Daran schließt sich die Frage an, ob die Kirche sich überhaupt so stark um Politik kümmern sollte. Vor allem die evangelische Kirche sei in der Gefahr, über ihr politisches Engagement die Glaubensdinge zu vernachlässigen – diese Position vertrat etwa Bundesfinanzminister Wolfgang Schäuble in einem Grußwort vor der Synode. Auch Schäuble, der sich zu seinem christlichen Glauben bekennt, bejaht eine Einmischung der Kirchen in die gesellschaftliche Debatte. Dies, so Schäuble, sei unter Politikern allgemein anerkannt, selbst wenn sie sich als atheistisch bezeichnen. Allerdings dürfe die Kirche über dieses Engagement nicht ihr "Kerngeschäft" aus den Augen verlieren, so Schäuble.

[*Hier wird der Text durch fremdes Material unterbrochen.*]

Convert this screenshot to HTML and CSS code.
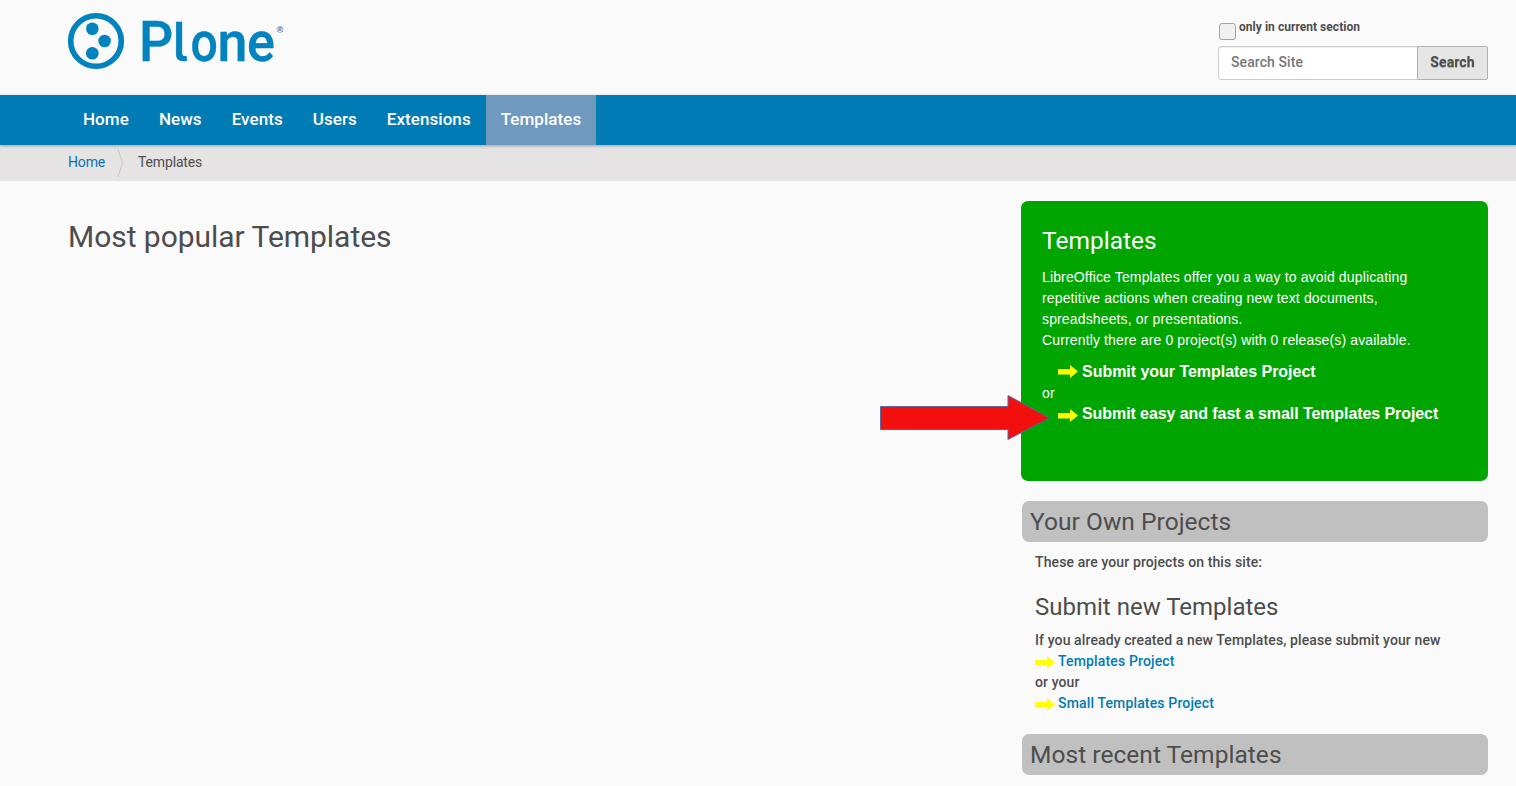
FILE: index.html
```html
<!DOCTYPE html>
<html lang="en">
<head>
<meta charset="utf-8">
<title>Templates</title>
<link rel="stylesheet" href="styles.css">
</head>
<body>
<svg class="defs" width="0" height="0" aria-hidden="true">
  <symbol id="arrow" viewBox="0 0 20 13"><path d="M0 4H12V0L20 6.500L12 13V9.500H0Z" fill="#ff0"/></symbol>
</svg>
<header class="header">
  <svg class="logo" width="220" height="60" viewBox="0 0 220 60" role="img" aria-label="Plone">
    <circle cx="28" cy="28" r="25.3" fill="none" stroke="#0083be" stroke-width="5.6"/>
    <circle cx="24.3" cy="15.8" r="6.3"/><circle cx="36.6" cy="28" r="6.3"/><circle cx="24.3" cy="40.2" r="6.3"/>
    <g class="wordmark">
      <text transform="translate(71 48) scale(.96 1)">P</text>
      <text class="tailed" transform="translate(104.300 48)">l</text>
      <text transform="translate(122.500 47.500) scale(.86 .98)">o</text>
      <text transform="translate(149.500 48) scale(.96 1)">n</text>
      <text transform="translate(179 47.500) scale(.93 .98)">e</text>
    </g>
    <text class="mark" x="208.5" y="20">®</text>
  </svg>
  <form class="search">
    <label class="section"><span class="check"></span>only in current section</label>
    <div class="search-row">
      <input class="field" type="text" placeholder="Search Site"><button class="submit" type="button">Search</button>
    </div>
  </form>
</header>
<nav class="nav">
  <a>Home</a><a>News</a><a>Events</a><a>Users</a><a>Extensions</a><a class="active">Templates</a>
</nav>
<div class="crumbs">
  <a>Home</a>
  <svg width="7" height="28" viewBox="0 0 7 28"><path d="M1 0L5.5 14L1 28" fill="none" stroke="#c6c4c5"/></svg>
  <span>Templates</span>
</div>
<div class="content">
  <main class="main">
    <h1>Most popular Templates</h1>
  </main>
  <aside class="side">
    <section class="promo">
      <h2>Templates</h2>
      <p>LibreOffice Templates offer you a way to avoid duplicating<br>repetitive actions when creating new text documents,<br>spreadsheets, or presentations.<br>Currently there are 0 project(s) with 0 release(s) available.</p>
      <a class="promo-link"><svg width="20" height="13"><use href="#arrow"/></svg>Submit your Templates Project</a>
      <p class="or">or</p>
      <a class="promo-link easy"><svg width="20" height="13"><use href="#arrow"/></svg>Submit easy and fast a small Templates Project</a>
      <svg class="pointer" width="172" height="48" viewBox="0 0 172 48"><path d="M.5 11.500H128V.5L169.500 23L128 44.500V34.500H.5Z" fill="#f40f0f" stroke="#596aa0"/></svg>
    </section>
    <h2 class="bar">Your Own Projects</h2>
    <div class="block own">
      <p class="note">These are your projects on this site:</p>
      <h2 class="sub">Submit new Templates</h2>
      <p>If you already created a new Templates, please submit your new</p>
      <a class="link"><svg width="20" height="13"><use href="#arrow"/></svg>Templates Project</a>
      <p>or your</p>
      <a class="link"><svg width="20" height="13"><use href="#arrow"/></svg>Small Templates Project</a>
    </div>
    <h2 class="bar">Most recent Templates</h2>
  </aside>
</div>
</body>
</html>
```
FILE: styles.css
```css
* { box-sizing: border-box; }
body {
  margin: 0;
  height: 786px;
  overflow: hidden;
  background: #fafafa;
  color: #4d4d4d;
  font: 14px/21px Roboto, sans-serif;
}
h1, h2, p { margin: 0; }
h1, h2 { font-weight: 400; }
svg { display: block; flex: none; }
.defs { position: absolute; }
.header {
  display: flex;
  justify-content: space-between;
  height: 95px;
  padding: 13px 28px 0 68px;
}
.logo { fill: #0083be; overflow: visible; }
.wordmark { font: 500 56px Roboto, sans-serif; stroke: #0083be; stroke-width: .4; }
.tailed { font: 500 54px Inter, sans-serif; font-feature-settings: "cv05"; }
.mark { font: 700 9px "Liberation Sans", sans-serif; }
.search { width: 270px; padding-top: 4px; }
.section {
  display: flex;
  height: 29px;
  font-size: 12px;
  font-weight: 700;
  letter-spacing: .04px;
}
.check {
  width: 17px;
  height: 17px;
  margin: 6px 3px 0 1px;
  border: 1px solid #a3a4a8;
  border-radius: 3px;
  background: #eff0f2;
}
.search-row { display: flex; height: 34px; }
.field {
  width: 199px;
  padding: 0 12px 2px;
  border: 1px solid #ccc;
  border-right: 0;
  border-radius: 4px 0 0 4px;
  background: #fff;
  font: 500 14px Roboto, sans-serif;
  letter-spacing: .08px;
  box-shadow: inset 0 1px 1px rgba(0, 0, 0, .075);
}
.field::placeholder { color: #777; }
.submit {
  width: 71px;
  padding: 0 0 2px;
  border: 1px solid #b0b0b0;
  border-radius: 0 2px 2px 0;
  background: #e5e5e5;
  color: #4d4d4d;
  font: 700 14px Roboto, sans-serif;
  letter-spacing: .1px;
  text-shadow: 0 1px 0 rgba(77, 77, 77, .35);
}
.nav {
  position: relative;
  display: flex;
  height: 50px;
  padding-left: 68px;
  background: #007bb3;
  box-shadow: 0 1px 3px rgba(0, 0, 0, .3);
}
.nav a {
  padding: 0 15px;
  color: #fff;
  font-size: 17px;
  font-weight: 500;
  letter-spacing: .06px;
  line-height: 49px;
}
.nav .active { background: #7099bf; }
.crumbs {
  display: flex;
  height: 36px;
  padding: 4px 0 0 68px;
  background: #e5e3e4;
  letter-spacing: -.16px;
  line-height: 27px;
}
.crumbs a { color: #0a71ad; }
.crumbs svg { margin: 0 14px 0 12px; }
.content {
  display: flex;
  justify-content: space-between;
  padding: 20px 28px 0 68px;
}
.main { padding-top: 19px; }
h1 { font-size: 30px; line-height: 33px; letter-spacing: -.04px; }
h2 { font-size: 24.5px; line-height: 26px; }
.side { width: 467px; }
.promo {
  position: relative;
  height: 280px;
  padding: 27px 21px 0;
  border-radius: 7px;
  background: #00a500;
  color: #fff;
  font-family: "Liberation Sans", Arial, sans-serif;
  letter-spacing: .14px;
}
.promo h2 { margin-bottom: 13px; font-family: Roboto, sans-serif; letter-spacing: 0; }
.promo-link {
  display: flex;
  gap: 4px;
  align-items: center;
  height: 21px;
  padding-left: 16px;
  font-size: 16px;
  font-weight: 700;
  letter-spacing: -.03px;
}
.promo p + .promo-link { margin-top: 10px; }
.promo .or { margin-top: 1px; }
.promo .or + .promo-link { margin-top: -1px; letter-spacing: -.08px; }
.easy svg { margin-top: 3px; }
.pointer { position: absolute; left: -141px; top: 194px; }
.bar {
  height: 41px;
  margin: 20px 0 0 1px;
  padding-left: 8px;
  border-radius: 7px;
  background: #c0c0c0;
  letter-spacing: .04px;
  line-height: 42px;
}
.block {
  height: 192px;
  margin-bottom: -20px;
  padding: 10px 0 0 14px;
  font-weight: 500;
}
.block p { letter-spacing: .11px; }
.block + .bar { margin-top: 20px; }
.sub { margin: 21px 0 10px; font-size: 24px; }
.link { display: flex; gap: 3px; align-items: center; color: #007bb3; letter-spacing: .15px; }
.link svg { margin-top: 1px; }
```
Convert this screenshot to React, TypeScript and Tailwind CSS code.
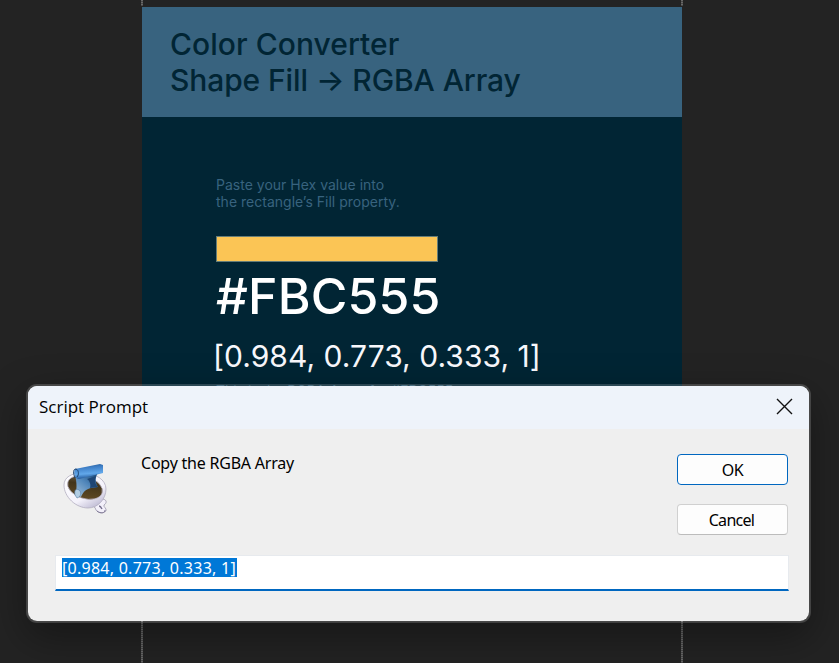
import React from "react";

function CoffeeScriptIcon() {
  return (
    <svg className="block h-[56px] w-[52px]" viewBox="0 0 52 56" aria-hidden="true">
      <defs>
        <linearGradient id="cup" x1="0" y1="0" x2="0.7" y2="1">
          <stop offset="0" stopColor="#ffffff" />
          <stop offset="0.7" stopColor="#f4f2fb" />
          <stop offset="1" stopColor="#c2bed6" />
        </linearGradient>
        <linearGradient id="coffee" x1="0" y1="0" x2="0.3" y2="1">
          <stop offset="0" stopColor="#756752" />
          <stop offset="0.45" stopColor="#43351a" />
          <stop offset="1" stopColor="#5c4723" />
        </linearGradient>
        <linearGradient id="roll" x1="0" y1="0" x2="0.15" y2="1">
          <stop offset="0" stopColor="#22558f" />
          <stop offset="0.3" stopColor="#3f80c8" />
          <stop offset="0.7" stopColor="#62a8ea" />
          <stop offset="1" stopColor="#245a9c" />
        </linearGradient>
        <linearGradient id="sheet" x1="0.9" y1="0" x2="0.1" y2="1">
          <stop offset="0" stopColor="#1b4877" />
          <stop offset="0.45" stopColor="#5086ba" />
          <stop offset="1" stopColor="#9dbdd9" />
        </linearGradient>
      </defs>
      <path d="M31 44 C36 43 38 39 43 39 C47 40 47 43 44 45 C43 47 47 48 46 51 C43 54 38 53 36 50 C35 47 34 46 31 46Z" fill="#f3f0fa" stroke="#9a96ab" strokeWidth="0.8" />
      <path d="M39 46 C40 46 41 47 42 49" fill="none" stroke="#77718e" strokeWidth="1.4" />
      <path d="M45 50 C45 53 41 54 37 51" fill="none" stroke="#77718e" strokeWidth="0.9" />
      <path d="M4 25 C4 17 12 13 22 13 C36 13 46 20 46 29 C46 39 38 48 28 48 C16 48 4 37 4 25Z" fill="url(#cup)" stroke="#b1adbf" strokeWidth="0.8" />
      <ellipse cx="25" cy="27.5" rx="18" ry="11" transform="rotate(18 25 27.5)" fill="url(#coffee)" stroke="#b9b3c3" strokeWidth="0.7" />
      <path d="M15 15 L38 13 C35 17 35 23 38 27 L31 28 C26 29 23 32 21 37 L15 35 C17 30 17 23 15 15Z" fill="url(#sheet)" />
      <path d="M27 19 L36 16 C34 20 35 24 38 27 L30 28 C31 25 30 21 27 19Z" fill="#1f4674" />
      <path d="M15 35 C14 30 16 28 19 30 C22 32 21 37 17 38Z" fill="#b2cde3" stroke="#527ca5" strokeWidth="0.6" />
      <path d="M15 9 L40 4 L43 5 L43 13 L19 19 C15 19 13 13 15 9Z" fill="url(#roll)" />
      <path d="M15 18 C13 13 13 9 16 9 C19 10 19 15 17 17" fill="none" stroke="#1b406c" strokeWidth="1" />
    </svg>
  );
}

function Guide() {
  return <div className="w-[2px] shrink-0 bg-[repeating-linear-gradient(to_bottom,#686868_0_1px,#484848_1px_2px)]" />;
}

function Canvas() {
  return (
    <div className="flex h-[663px] flex-col">
      <div className="ml-[141px] flex h-[6px] w-[542px] justify-between">
        <Guide />
        <Guide />
      </div>
      <div className="mt-px ml-[142px] h-[540px] w-[540px] bg-[#012534] font-['Inter',sans-serif]">
        <header className="h-[110px] bg-[#38637f] pt-[19px] pl-[28px]">
          <h1 className="text-[30px] leading-[36px] font-medium whitespace-nowrap text-[#012534]">
            <span className="block tracking-[0.05px]">Color Converter</span>
            <span className="block tracking-[-0.1px]">Shape Fill → RGBA Array</span>
          </h1>
        </header>
        <section className="pt-[59px] pl-[74px]">
          <p className="text-[14px] leading-[17px] tracking-[0.01px] whitespace-nowrap text-[#38637f]">
            Paste your Hex value into
            <br />
            the rectangle’s Fill property.
          </p>
          <div className="mt-[26px] h-[26px] w-[222px] border border-[#657d78] bg-[#fbc555]" />
          <div className="mt-[4px] text-[50px] leading-[60px] font-medium tracking-[0.15px] whitespace-nowrap text-white">#FBC555</div>
          <div className="-ml-[3px] mt-[12px] text-[30px] leading-[36px] tracking-[0.05px] whitespace-nowrap text-[#f8f8fc]">[0.984, 0.773, 0.333, 1]</div>
          <p className="mt-[8px] text-[14px] leading-[17px] tracking-[-0.03px] whitespace-nowrap text-[#2d5870]">This is the RGBA Array for #FBC555</p>
        </section>
      </div>
      <div className="ml-[141px] flex w-[542px] grow justify-between">
        <Guide />
        <Guide />
      </div>
    </div>
  );
}

function PromptDialog() {
  return (
    <div className="absolute top-[384px] left-[26px] flex h-[239px] w-[785px] flex-col overflow-hidden rounded-[11px] border-2 border-[#ffffff2b] bg-[#efefef] bg-clip-padding font-['Noto_Sans',sans-serif] text-black shadow-[0_14px_40px_rgba(0,0,0,0.36)]">
      <div className="flex h-[43px] shrink-0 items-center justify-between bg-[#eef3fa] pr-[16px] pb-[2px] pl-[11px]">
        <span className="font-['Open_Sans',sans-serif] text-[17px] leading-[24px]">Script Prompt</span>
        <svg className="h-[17px] w-[17px]" viewBox="0 0 17 17" aria-hidden="true">
          <path d="M1 1 L16 16 M16 1 L1 16" stroke="#111" strokeWidth="1.4" fill="none" />
        </svg>
      </div>
      <div className="flex h-[126px] shrink-0 pl-[32px]">
        <div className="w-[81px] pt-[31px]">
          <CoffeeScriptIcon />
        </div>
        <p className="w-[536px] pt-[23px] text-[16px] leading-[22px] tracking-[-0.22px]">Copy the RGBA Array</p>
        <div className="flex flex-col gap-[19px] pt-[25px]">
          <button className="h-[31px] w-[111px] rounded-[4px] border border-[#0067c0] bg-[#fdfdfd] text-[16px] leading-[22px] tracking-[-0.5px]">OK</button>
          <button className="h-[31px] w-[111px] rounded-[4px] border border-[#d0d0d0] border-b-[#bcbcbc] bg-[#fdfdfd] pr-[2px] text-[16px] leading-[22px] tracking-[-0.7px]">Cancel</button>
        </div>
      </div>
      <div className="ml-[27px] h-[36px] w-[734px] border border-b-2 border-[#e7eaee] border-b-[#0067c0] bg-white pt-[2px] pl-[6px]">
        <span className="block h-[19px] w-[175px] bg-[#0078d7] text-[16px] leading-[21px] tracking-[0.26px] whitespace-nowrap text-white">[0.984, 0.773, 0.333, 1]</span>
      </div>
    </div>
  );
}

export default function App() {
  return (
    <main className="relative h-[663px] w-[839px] overflow-hidden bg-[#232323]">
      <Canvas />
      <PromptDialog />
    </main>
  );
}
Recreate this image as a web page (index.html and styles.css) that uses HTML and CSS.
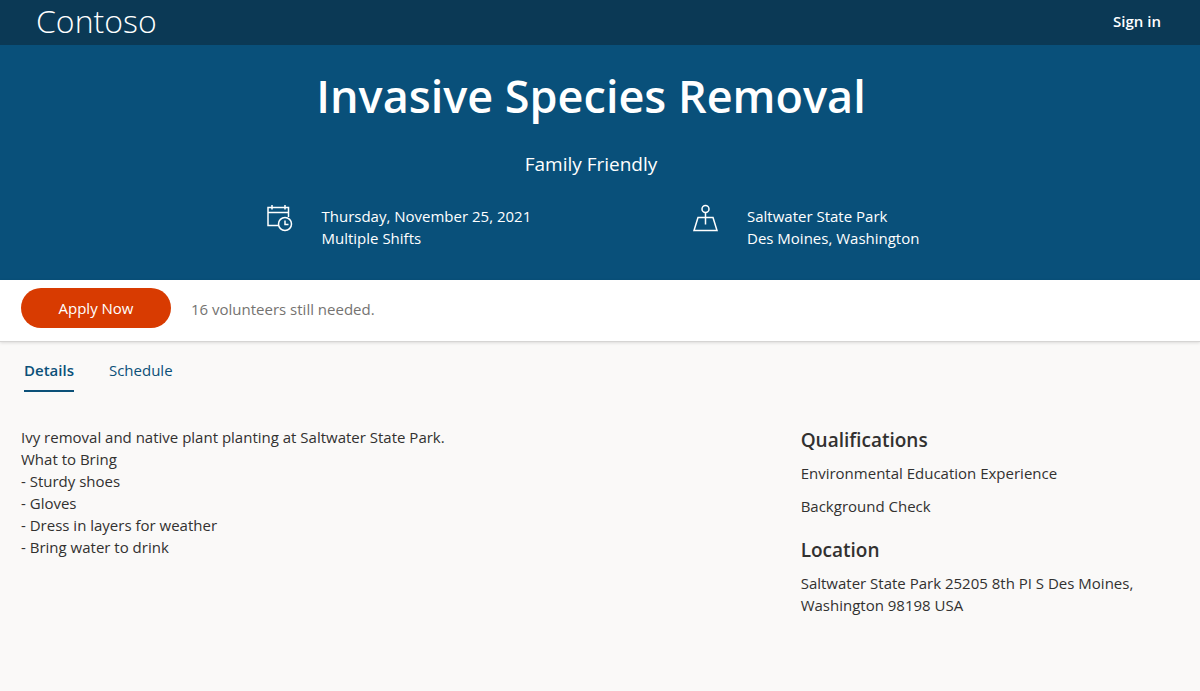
FILE: index.html
```html
<!DOCTYPE html>
<html lang="en">
<head>
<meta charset="utf-8">
<meta name="viewport" content="width=device-width, initial-scale=1">
<title>Invasive Species Removal</title>
<link rel="stylesheet" href="styles.css">
</head>
<body>
<header class="topbar">
  <a class="brand" href="#">Contoso</a>
  <a class="signin" href="#">Sign in</a>
</header>
<section class="hero">
  <h1 class="title">Invasive Species Removal</h1>
  <p class="tagline">Family Friendly</p>
  <div class="facts">
    <div class="fact">
      <svg class="fact-icon" viewBox="0 0 28 28" aria-hidden="true">
        <path d="M13 20.500H3V2.500H23.500V12M3 7.500H23.500M7 0V4.500M20 0V4.500"/>
        <circle cx="20" cy="19" r="6.500"/>
        <path d="M20 15.500V19.500H23.500"/>
      </svg>
      <p class="fact-text">Thursday, November 25, 2021<br>Multiple Shifts</p>
    </div>
    <div class="fact">
      <svg class="fact-icon" viewBox="0 0 28 28" aria-hidden="true">
        <circle cx="14.500" cy="4" r="3.500"/>
        <path d="M14.500 7.500V19.500M7 12.500H22L26 25.500H3Z"/>
      </svg>
      <p class="fact-text">Saltwater State Park<br>Des Moines, Washington</p>
    </div>
  </div>
</section>
<section class="applybar">
  <button class="apply" type="button">Apply Now</button>
  <p class="needed">16 volunteers still needed.</p>
</section>
<nav class="tabs">
  <a class="tab tab-active" href="#details" aria-current="page">Details</a>
  <a class="tab" href="#schedule">Schedule</a>
</nav>
<main class="content" id="details">
  <p class="description">Ivy removal and native plant planting at Saltwater State Park.<br>What to Bring<br>- Sturdy shoes<br>- Gloves<br>- Dress in layers for weather<br>- Bring water to drink</p>
  <aside class="side">
    <section class="side-block">
      <h2 class="side-title">Qualifications</h2>
      <p class="side-text">Environmental Education Experience</p>
      <p class="side-text">Background Check</p>
    </section>
    <section class="side-block">
      <h2 class="side-title">Location</h2>
      <p class="side-text">Saltwater State Park 25205 8th PI S Des Moines, Washington 98198 USA</p>
    </section>
  </aside>
</main>
</body>
</html>
```
FILE: styles.css
```css
* { box-sizing: border-box; }
body {
  margin: 0;
  background: #faf9f8;
  color: #323130;
  font: 15px/22px "Segoe UI", "Open Sans", "Noto Sans", sans-serif;
}
h1, h2, p { margin: 0; }
a { color: inherit; text-decoration: none; }
.topbar {
  display: flex;
  align-items: center;
  justify-content: space-between;
  padding: 0 39px 3px 36px;
  background: #0b3955;
  color: #fff;
}
.brand { font-size: 32px; line-height: 42px; font-weight: 300; }
.signin { font-weight: 600; }
.hero {
  padding: 19px 18px 31px 0;
  background: #09507a;
  color: #fff;
  text-align: center;
}
.title { font-size: 45px; line-height: 64px; font-weight: 600; }
.tagline { margin-top: 21px; font-size: 19px; line-height: 30px; }
.facts {
  display: grid;
  grid-template-columns: 1fr 1fr;
  width: 72%;
  margin: 26px auto 0;
  text-align: left;
}
.fact { display: flex; gap: 28px; padding-left: 100px; }
.fact-icon {
  flex: none;
  width: 28px;
  height: 28px;
  overflow: visible;
  fill: none;
  stroke: currentColor;
  stroke-width: 1.5;
}
.fact-text { white-space: nowrap; }
.applybar {
  display: flex;
  gap: 20px;
  padding: 8px 21px 13px;
  background: #fff;
  border-bottom: 1px solid #d6d5d4;
  box-shadow: 0 1px 3px rgba(0, 0, 0, .12);
}
.apply {
  width: 150px;
  height: 40px;
  border: 0;
  border-radius: 20px;
  background: #d83b01;
  color: #fff;
  font: inherit;
}
.needed { padding-top: 10px; color: #757371; }
.tabs {
  display: flex;
  gap: 35px;
  padding: 17px 24px 0;
  color: #0b5078;
}
.tab { padding-bottom: 9px; border-bottom: 2px solid transparent; }
.tab-active { border-color: currentColor; font-weight: 600; }
.content {
  display: grid;
  grid-template-columns: 2fr 1fr;
  gap: 23px;
  padding: 34px 21px 40px;
}
.side {
  display: flex;
  flex-direction: column;
  gap: 22px;
  padding-top: 3px;
}
.side-block {
  display: flex;
  flex-direction: column;
  gap: 11px;
}
.side-title { font-size: 19px; line-height: 22px; font-weight: 600; }
```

Im Anschluss an den vom ZDF live übertragenen Eröffnungsgottesdienst wurde der Bericht des Ratsvorsitzenden der EKD, Heinrich Bedford-Strohm, erwartet. In seiner Rede vor den 120 Delegierten des Kirchenparlaments bezieht der Spitzenrepräsentant der deutschen Protestanten traditionell nicht nur zu innerkirchlichen Themen, sondern auch zu aktuellen gesellschaftlichen und politischen Fragen Stellung. Zuvor sollten neben anderen Bundesfinanzminister Wolfgang Schäuble und Sachsen-Anhalts Ministerpräsident Reiner Haseloff (beide CDU) Grußworte sprechen.

Im Eröffnungsgottesdienst wirkte auch der Prior der ökumenischen Bruderschaft von Taizé, Bruder Alois, mit. Für die jungen Leute in Europa sei das Zusammenwachsen des Kontinents heute ganz selbstverständlich geworden, sagte er. Das gehe Hand in Hand mit der Anerkennung nationaler und regionaler Besonderheiten. Bei den Taizé-Jugendtreffen an wechselnden Orten jeweils zum Jahreswechsel würden Grenzen überschritten, und die Kirche werde als umfassende Gemeinschaft erlebbar.